» SHORT PROBLEM: Copy out the data below as written; omit any images.

**** EXERCISE INPUT

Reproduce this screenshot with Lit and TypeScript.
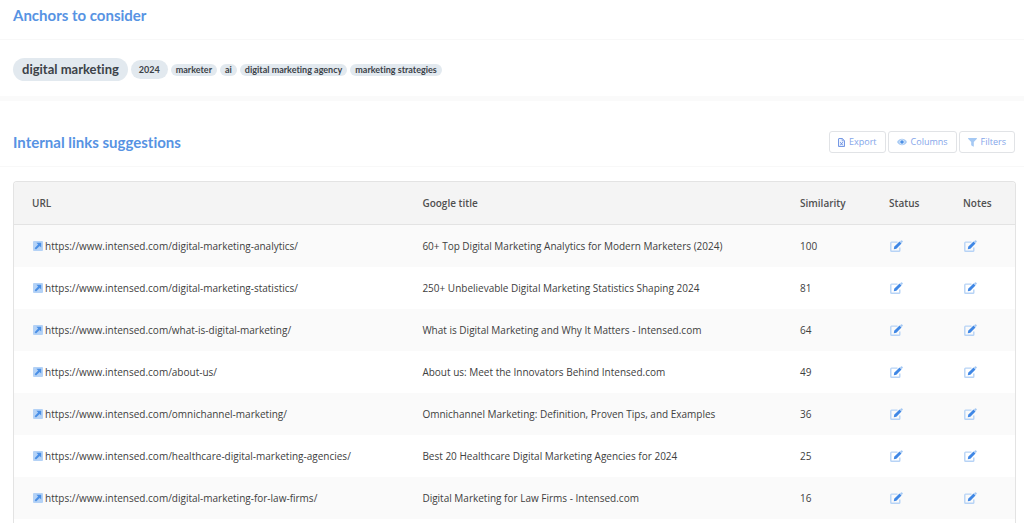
import { LitElement, html, css } from "lit";
import { customElement } from "lit/decorators.js";

interface Suggestion {
  path: string;
  title: string;
  similarity: number;
}

const anchors = [
  { text: "digital marketing", size: "large" },
  { text: "2024", size: "medium" },
  { text: "marketer", size: "small" },
  { text: "ai", size: "small" },
  { text: "digital marketing agency", size: "small" },
  { text: "marketing strategies", size: "small" },
];

const suggestions: Suggestion[] = [
  { path: "digital-marketing-analytics", title: "60+ Top Digital Marketing Analytics for Modern Marketers (2024)", similarity: 100 },
  { path: "digital-marketing-statistics", title: "250+ Unbelievable Digital Marketing Statistics Shaping 2024", similarity: 81 },
  { path: "what-is-digital-marketing", title: "What is Digital Marketing and Why It Matters - Intensed.com", similarity: 64 },
  { path: "about-us", title: "About us: Meet the Innovators Behind Intensed.com", similarity: 49 },
  { path: "omnichannel-marketing", title: "Omnichannel Marketing: Definition, Proven Tips, and Examples", similarity: 36 },
  { path: "healthcare-digital-marketing-agencies", title: "Best 20 Healthcare Digital Marketing Agencies for 2024", similarity: 25 },
  { path: "digital-marketing-for-law-firms", title: "Digital Marketing for Law Firms - Intensed.com", similarity: 16 },
];

const openIcon = html`<svg width="10" height="10" viewBox="0 0 10 10" aria-hidden="true">
  <rect width="10" height="10" rx="1" fill="#b4d2f6" />
  <path d="M3.4 1.8H8.2V6.6L6.7 5.1L3 8.6L1.6 7.2L5.1 3.5Z" fill="#4a8fe6" />
</svg>`;

const editIcon = html`<svg width="13" height="12" viewBox="0 0 13 12" aria-hidden="true">
  <path d="M7.5 2.1H1.6Q.8 2.1 .8 2.9V10.4Q.8 11.2 1.6 11.2H9Q9.8 11.2 9.8 10.4V7.5" fill="none" stroke="#b7d3f6" stroke-width="1.4" />
  <path d="M10 1.5L11 .5Q11.5 0 12 .5L12.6 1.1Q13.1 1.6 12.6 2.1L11.6 3.1Z" fill="#a3c7f3" />
  <path d="M9.5 1.6L11.5 3.6L6.4 8.8L3.8 9.3L4.2 6.8Z" fill="#3f87e5" />
</svg>`;

const exportIcon = html`<svg width="7" height="9" viewBox="0 0 7 9" aria-hidden="true">
  <path d="M1 .5H4.3L6.5 2.7V8.5H.5V1Q.5 .5 1 .5Z" fill="#eef3fd" stroke="#7598e4" />
  <path d="M4.2 .5V2.8H6.5" fill="none" stroke="#7598e4" stroke-width=".8" />
  <path d="M2.2 4.2L4.8 7.3M4.8 4.2L2.2 7.3" stroke="#6a90e2" />
</svg>`;

const eyeIcon = html`<svg width="10" height="8" viewBox="0 0 10 8" aria-hidden="true">
  <path d="M0 4Q2 .7 5 .7T10 4Q8 7.3 5 7.3T0 4Z" fill="#a9cbf4" />
  <circle cx="5" cy="4" r="2.5" fill="#e6f0fc" />
  <circle cx="5" cy="4" r="1.8" fill="#4a8fe6" />
</svg>`;

const filterIcon = html`<svg width="9" height="9" viewBox="0 0 9 9" aria-hidden="true">
  <path d="M.3 0H8.7Q9.2 .5 8.7 1L5.8 4V8.3Q5.7 9 5.1 8.6L3.2 7.2V4L.3 1Q-.2 .5 .3 0Z" fill="#a5c9f4" />
</svg>`;

@customElement("app-root")
export class AppRoot extends LitElement {
  static styles = css`
    :host {
      display: flex;
      flex-direction: column;
      box-sizing: border-box;
      height: 100vh;
      overflow: hidden;
      background: #fff;
      color: #404040;
      font-family: "Open Sans", sans-serif;
      font-size: 10px;
      line-height: 14px;
      font-variant-ligatures: none;
    }
    h2 {
      margin: 0;
      color: #5793e3;
      font-family: Lato, "Open Sans", sans-serif;
      font-size: 15px;
      line-height: 20px;
      font-weight: 700;
    }
    .head {
      display: flex;
      align-items: center;
      justify-content: space-between;
      padding: 5px 9px 14px 13px;
      border-bottom: 1px solid #f8f8f8;
    }
    .tags {
      display: flex;
      align-items: center;
      gap: 3px;
      margin: 0;
      padding: 18px 13px 15px;
      list-style: none;
      font-family: Lato, "Open Sans", sans-serif;
      font-weight: 700;
    }
    .tag {
      border-radius: 12px;
      background: #e2e9ef;
      color: #3c4248;
    }
    .large {
      padding: 2px 9px;
      font-size: 13px;
      line-height: 19px;
    }
    .medium {
      padding: 2px 8px;
      font-size: 9px;
      line-height: 15px;
    }
    .small {
      padding: 0 5px;
      font-size: 9px;
      line-height: 12px;
    }
    .divider {
      height: 5px;
      background: #fafafa;
    }
    .links {
      padding: 30px 9px 13px 13px;
    }
    .tools {
      display: flex;
      gap: 2px;
    }
    .tool {
      display: flex;
      align-items: center;
      gap: 4px;
      box-sizing: border-box;
      height: 22px;
      padding: 0 8px;
      border: 1px solid #e1e3e6;
      border-radius: 3px;
      background: #fff;
      color: #84a6ea;
      font: inherit;
      font-size: 9px;
    }
    .panel {
      flex: 1 0 auto;
      margin: 14px 8px 0 13px;
      border: 1px solid #e3e3e3;
      border-bottom: 0;
      border-radius: 4px 4px 0 0;
      overflow: hidden;
    }
    table {
      width: 100%;
      table-layout: fixed;
      border-collapse: separate;
      border-spacing: 0;
    }
    th,
    td {
      box-sizing: border-box;
      height: 42px;
      padding: 0 0 0 18px;
      text-align: left;
      white-space: nowrap;
    }
    th {
      height: 43px;
      border-bottom: 1px solid #e3e3e3;
      background: #f4f4f4;
      color: #505050;
      font-weight: 600;
    }
    .url {
      width: 39%;
    }
    .similarity {
      width: 89px;
    }
    .status {
      width: 74px;
    }
    .notes {
      width: 70px;
    }
    tbody tr:nth-child(odd) {
      background: #fafafa;
    }
    .link {
      display: flex;
      align-items: center;
      gap: 2px;
      padding-left: 1px;
      color: inherit;
      text-decoration: none;
    }
    svg {
      display: block;
      flex: none;
    }
    .edit {
      display: block;
      padding: 0 0 0 1px;
      border: 0;
      background: none;
    }
  `;

  render() {
    return html`
      <section>
        <header class="head"><h2>Anchors to consider</h2></header>
        <ul class="tags">
          ${anchors.map((a) => html`<li class="tag ${a.size}">${a.text}</li>`)}
        </ul>
      </section>
      <div class="divider"></div>
      <header class="head links">
        <h2>Internal links suggestions</h2>
        <div class="tools">
          <button class="tool" type="button">${exportIcon}Export</button>
          <button class="tool" type="button">${eyeIcon}Columns</button>
          <button class="tool" type="button">${filterIcon}Filters</button>
        </div>
      </header>
      <div class="panel">
        <table>
          <thead>
            <tr>
              <th class="url" scope="col">URL</th>
              <th scope="col">Google title</th>
              <th class="similarity" scope="col">Similarity</th>
              <th class="status" scope="col">Status</th>
              <th class="notes" scope="col">Notes</th>
            </tr>
          </thead>
          <tbody>
            ${suggestions.map((s) => {
              const url = `https://www.intensed.com/${s.path}/`;
              return html`<tr>
                <td><a class="link" href=${url}>${openIcon}<span>${url}</span></a></td>
                <td>${s.title}</td>
                <td>${s.similarity}</td>
                <td><button class="edit" type="button" aria-label="Edit status">${editIcon}</button></td>
                <td><button class="edit" type="button" aria-label="Edit notes">${editIcon}</button></td>
              </tr>`;
            })}
          </tbody>
        </table>
      </div>
    `;
  }
}
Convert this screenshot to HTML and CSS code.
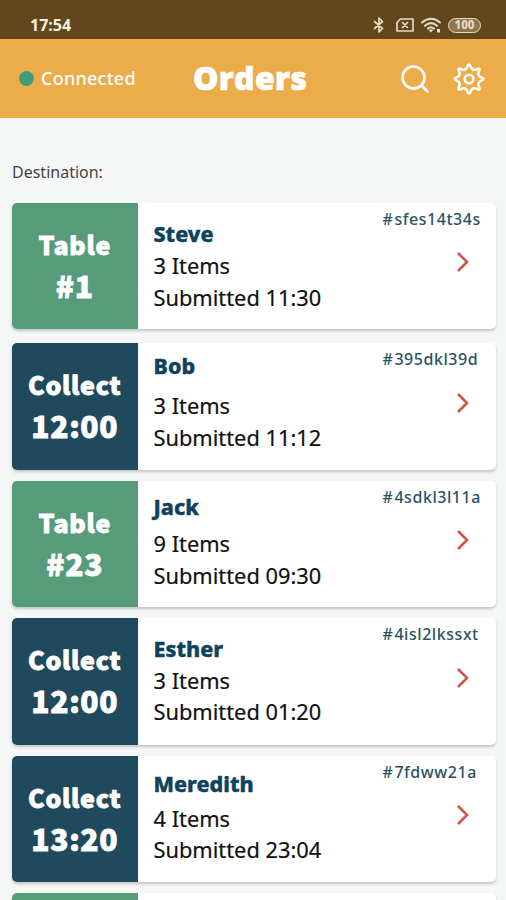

********

» ANSWER TO THIS EXERCISE:
Reproduce this screenshot with Lit and TypeScript.
import { LitElement, html, css } from "lit";
import { customElement } from "lit/decorators.js";

interface Suggestion {
  path: string;
  title: string;
  similarity: number;
}

const anchors = [
  { text: "digital marketing", size: "large" },
  { text: "2024", size: "medium" },
  { text: "marketer", size: "small" },
  { text: "ai", size: "small" },
  { text: "digital marketing agency", size: "small" },
  { text: "marketing strategies", size: "small" },
];

const suggestions: Suggestion[] = [
  { path: "digital-marketing-analytics", title: "60+ Top Digital Marketing Analytics for Modern Marketers (2024)", similarity: 100 },
  { path: "digital-marketing-statistics", title: "250+ Unbelievable Digital Marketing Statistics Shaping 2024", similarity: 81 },
  { path: "what-is-digital-marketing", title: "What is Digital Marketing and Why It Matters - Intensed.com", similarity: 64 },
  { path: "about-us", title: "About us: Meet the Innovators Behind Intensed.com", similarity: 49 },
  { path: "omnichannel-marketing", title: "Omnichannel Marketing: Definition, Proven Tips, and Examples", similarity: 36 },
  { path: "healthcare-digital-marketing-agencies", title: "Best 20 Healthcare Digital Marketing Agencies for 2024", similarity: 25 },
  { path: "digital-marketing-for-law-firms", title: "Digital Marketing for Law Firms - Intensed.com", similarity: 16 },
];

const openIcon = html`<svg width="10" height="10" viewBox="0 0 10 10" aria-hidden="true">
  <rect width="10" height="10" rx="1" fill="#b4d2f6" />
  <path d="M3.4 1.8H8.2V6.6L6.7 5.1L3 8.6L1.6 7.2L5.1 3.5Z" fill="#4a8fe6" />
</svg>`;

const editIcon = html`<svg width="13" height="12" viewBox="0 0 13 12" aria-hidden="true">
  <path d="M7.5 2.1H1.6Q.8 2.1 .8 2.9V10.4Q.8 11.2 1.6 11.2H9Q9.8 11.2 9.8 10.4V7.5" fill="none" stroke="#b7d3f6" stroke-width="1.4" />
  <path d="M10 1.5L11 .5Q11.5 0 12 .5L12.6 1.1Q13.1 1.6 12.6 2.1L11.6 3.1Z" fill="#a3c7f3" />
  <path d="M9.5 1.6L11.5 3.6L6.4 8.8L3.8 9.3L4.2 6.8Z" fill="#3f87e5" />
</svg>`;

const exportIcon = html`<svg width="7" height="9" viewBox="0 0 7 9" aria-hidden="true">
  <path d="M1 .5H4.3L6.5 2.7V8.5H.5V1Q.5 .5 1 .5Z" fill="#eef3fd" stroke="#7598e4" />
  <path d="M4.2 .5V2.8H6.5" fill="none" stroke="#7598e4" stroke-width=".8" />
  <path d="M2.2 4.2L4.8 7.3M4.8 4.2L2.2 7.3" stroke="#6a90e2" />
</svg>`;

const eyeIcon = html`<svg width="10" height="8" viewBox="0 0 10 8" aria-hidden="true">
  <path d="M0 4Q2 .7 5 .7T10 4Q8 7.3 5 7.3T0 4Z" fill="#a9cbf4" />
  <circle cx="5" cy="4" r="2.5" fill="#e6f0fc" />
  <circle cx="5" cy="4" r="1.8" fill="#4a8fe6" />
</svg>`;

const filterIcon = html`<svg width="9" height="9" viewBox="0 0 9 9" aria-hidden="true">
  <path d="M.3 0H8.7Q9.2 .5 8.7 1L5.8 4V8.3Q5.7 9 5.1 8.6L3.2 7.2V4L.3 1Q-.2 .5 .3 0Z" fill="#a5c9f4" />
</svg>`;

@customElement("app-root")
export class AppRoot extends LitElement {
  static styles = css`
    :host {
      display: flex;
      flex-direction: column;
      box-sizing: border-box;
      height: 100vh;
      overflow: hidden;
      background: #fff;
      color: #404040;
      font-family: "Open Sans", sans-serif;
      font-size: 10px;
      line-height: 14px;
      font-variant-ligatures: none;
    }
    h2 {
      margin: 0;
      color: #5793e3;
      font-family: Lato, "Open Sans", sans-serif;
      font-size: 15px;
      line-height: 20px;
      font-weight: 700;
    }
    .head {
      display: flex;
      align-items: center;
      justify-content: space-between;
      padding: 5px 9px 14px 13px;
      border-bottom: 1px solid #f8f8f8;
    }
    .tags {
      display: flex;
      align-items: center;
      gap: 3px;
      margin: 0;
      padding: 18px 13px 15px;
      list-style: none;
      font-family: Lato, "Open Sans", sans-serif;
      font-weight: 700;
    }
    .tag {
      border-radius: 12px;
      background: #e2e9ef;
      color: #3c4248;
    }
    .large {
      padding: 2px 9px;
      font-size: 13px;
      line-height: 19px;
    }
    .medium {
      padding: 2px 8px;
      font-size: 9px;
      line-height: 15px;
    }
    .small {
      padding: 0 5px;
      font-size: 9px;
      line-height: 12px;
    }
    .divider {
      height: 5px;
      background: #fafafa;
    }
    .links {
      padding: 30px 9px 13px 13px;
    }
    .tools {
      display: flex;
      gap: 2px;
    }
    .tool {
      display: flex;
      align-items: center;
      gap: 4px;
      box-sizing: border-box;
      height: 22px;
      padding: 0 8px;
      border: 1px solid #e1e3e6;
      border-radius: 3px;
      background: #fff;
      color: #84a6ea;
      font: inherit;
      font-size: 9px;
    }
    .panel {
      flex: 1 0 auto;
      margin: 14px 8px 0 13px;
      border: 1px solid #e3e3e3;
      border-bottom: 0;
      border-radius: 4px 4px 0 0;
      overflow: hidden;
    }
    table {
      width: 100%;
      table-layout: fixed;
      border-collapse: separate;
      border-spacing: 0;
    }
    th,
    td {
      box-sizing: border-box;
      height: 42px;
      padding: 0 0 0 18px;
      text-align: left;
      white-space: nowrap;
    }
    th {
      height: 43px;
      border-bottom: 1px solid #e3e3e3;
      background: #f4f4f4;
      color: #505050;
      font-weight: 600;
    }
    .url {
      width: 39%;
    }
    .similarity {
      width: 89px;
    }
    .status {
      width: 74px;
    }
    .notes {
      width: 70px;
    }
    tbody tr:nth-child(odd) {
      background: #fafafa;
    }
    .link {
      display: flex;
      align-items: center;
      gap: 2px;
      padding-left: 1px;
      color: inherit;
      text-decoration: none;
    }
    svg {
      display: block;
      flex: none;
    }
    .edit {
      display: block;
      padding: 0 0 0 1px;
      border: 0;
      background: none;
    }
  `;

  render() {
    return html`
      <section>
        <header class="head"><h2>Anchors to consider</h2></header>
        <ul class="tags">
          ${anchors.map((a) => html`<li class="tag ${a.size}">${a.text}</li>`)}
        </ul>
      </section>
      <div class="divider"></div>
      <header class="head links">
        <h2>Internal links suggestions</h2>
        <div class="tools">
          <button class="tool" type="button">${exportIcon}Export</button>
          <button class="tool" type="button">${eyeIcon}Columns</button>
          <button class="tool" type="button">${filterIcon}Filters</button>
        </div>
      </header>
      <div class="panel">
        <table>
          <thead>
            <tr>
              <th class="url" scope="col">URL</th>
              <th scope="col">Google title</th>
              <th class="similarity" scope="col">Similarity</th>
              <th class="status" scope="col">Status</th>
              <th class="notes" scope="col">Notes</th>
            </tr>
          </thead>
          <tbody>
            ${suggestions.map((s) => {
              const url = `https://www.intensed.com/${s.path}/`;
              return html`<tr>
                <td><a class="link" href=${url}>${openIcon}<span>${url}</span></a></td>
                <td>${s.title}</td>
                <td>${s.similarity}</td>
                <td><button class="edit" type="button" aria-label="Edit status">${editIcon}</button></td>
                <td><button class="edit" type="button" aria-label="Edit notes">${editIcon}</button></td>
              </tr>`;
            })}
          </tbody>
        </table>
      </div>
    `;
  }
}
Convert this screenshot to HTML and CSS code.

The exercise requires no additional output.